History

United Kingdom
- Name: SS Belgravia
- Owner: Anchor Line
- Port of registry: Liverpool
- Builder: D. & W. Henderson Ltd.
- Launched: 20 December 1881
- Completed: 1882
- Maiden voyage: 20 Mar. 1882 Glasgow - New York
- In service: 1882-1896
- Fate: Ran aground and wrecked 22 May 1896

General characteristics
- Type: Ocean liner
- Tonnage: 4,997 tons
- Length: 400 feet (121.9m)
- Beam: 44.8 feet (13.7m)
- Installed power: Steam
- Propulsion: Single screw + auxiliary sails
- Capacity: 1,600 passengers mostly steerage

= SS Belgravia =

UK flagged transatlantic liner wrecked in 1896

SS Belgravia was a transatlantic liner that served in the 1880s and early 1890s. She was wrecked in 1896.

==History==
SS Belgravia was an ocean liner of the Anchor Line, built in Glasgow Scotland by D. & W. Henderson Ltd. and launched in December 1881. After fitting out, her maiden voyage from Glasgow to New York followed in March 1882. The vessel had a single funnel and was steam propelled by a single screw with auxiliary sails which were still common in the 1880s. Belgravia was primarily designed for the immigrant trade and had a capacity of around 1,600 passengers mostly in steerage.
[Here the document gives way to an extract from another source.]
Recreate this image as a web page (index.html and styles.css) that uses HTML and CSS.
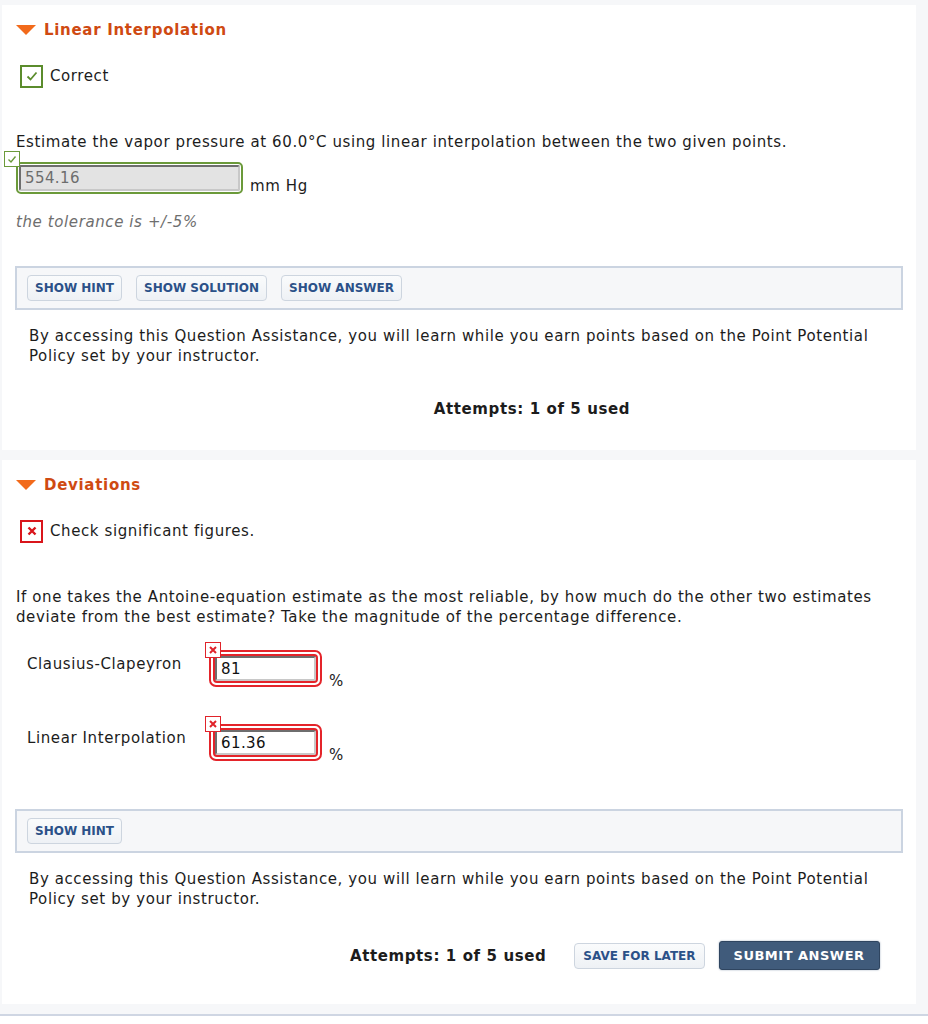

Her career ended in 1896 when she ran aground on 22 May shortly after departing from Saint John, New Brunswick in heavy fog. Despite the efforts of several tugs the ship could not be moved from Saints Rest Beach, and was subsequently declared a total loss. Happily there was no loss of life. Her captain, William Laird, accepted responsibility for the accident and had his master's certificate suspended for three months.